Wednesday, June 15, 2005

UPI: the New Reuters

United Press International dropped a load of dogsh*t on us today, in parts. First this gem:

A former Bush team member during his first administration is now voicing serious doubts about the collapse of the World Trade Center on 9-11. Former chief economist for the Department of Labor during President George W. Bush's first term Morgan Reynolds comments that the official story about the collapse of the WTC is "bogus" and that it is more likely that a controlled demolition destroyed the Twin Towers and adjacent Building No. 7.


Ah, the thoroughly debunked "Bush did it" conspiracy theory. You had to be a complete moron to buy this nonsense when it originally surfaced, and Popular Mechanics was kind enough to do the heavy lifting on it in March. The problem with conspiracy theorists on this type of thing is that they try to reverse engineer "what must have happened" from a unique event and what they think they know about how the world works. If war proves anything, it's that mass destruction is unpredictable and stranger than fiction. Things that shouldn't happen do and things that should happen don't.

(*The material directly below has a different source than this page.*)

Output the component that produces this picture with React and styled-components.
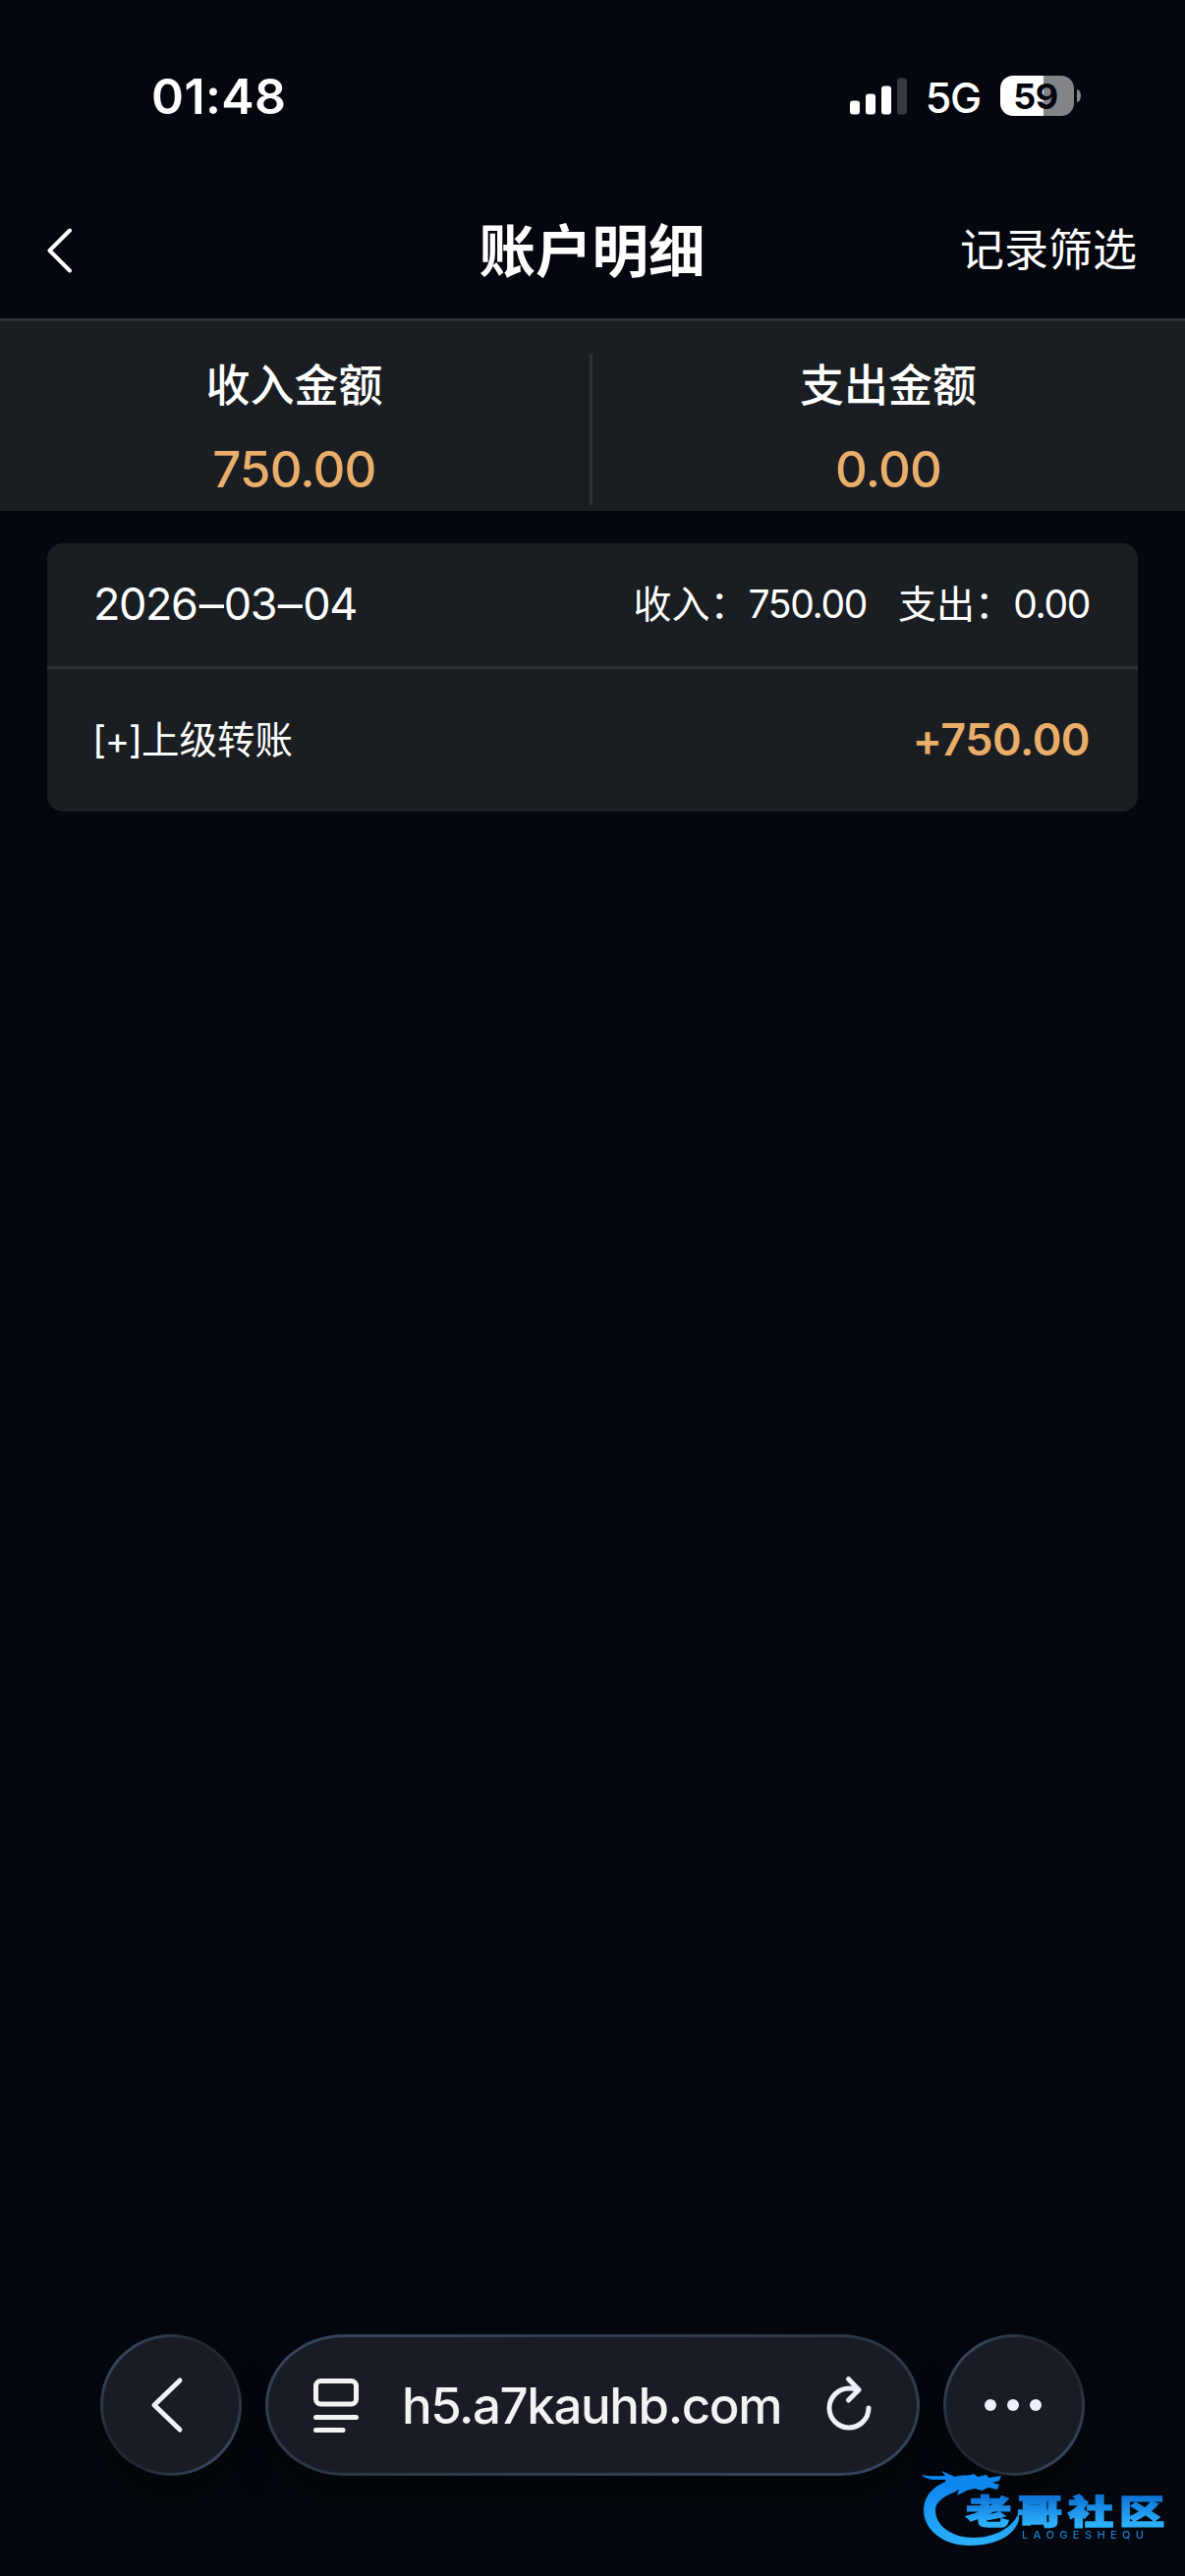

Trying to prove a conspiracy by arguing that a building collapse looked like a controlled demolition or that not enough plane debris was found is beyond stupid.

But the UPI isn't done yet:

Two years after President George W. Bush proclaimed "mission accomplished" in Iraq, some thoughtful officers are beginning to question who the insurgents actually are. In a recent interview the head of the US 42nd Infantry Division which covers key trouble spots, including Baquba and Samarra Major General Joseph Taluto said he could understand why some ordinary Iraqis would take up arms against U.S. forces because "they're offended by our presence." Taluto added, "If a good, honest person feels having all these Humvees driving on the road, having us moving people out of the way, having us patrol the streets, having car bombs going off, you can understand how they could (want to fight us). There is a sense of a good resistance, or an accepted resistance. They say 'okay, if you shoot a coalition soldier, that's okay, it's not a bad thing but you shouldn't kill other Iraqis.'"


I guess that's why so few Iraqis have been killed by this "resistance." Oh that's right, they've killed far more Iraqis than soldiers, coalition or Iraqi Army. The "insurgents" aren't ordinary Iraqis, as Taluto well knows. I don't doubt that the presence of foreign military units is offensive, but that's a much more complex issue than "America Bad." I wouldn't be surprised if this were taken out of context. I sure hope so.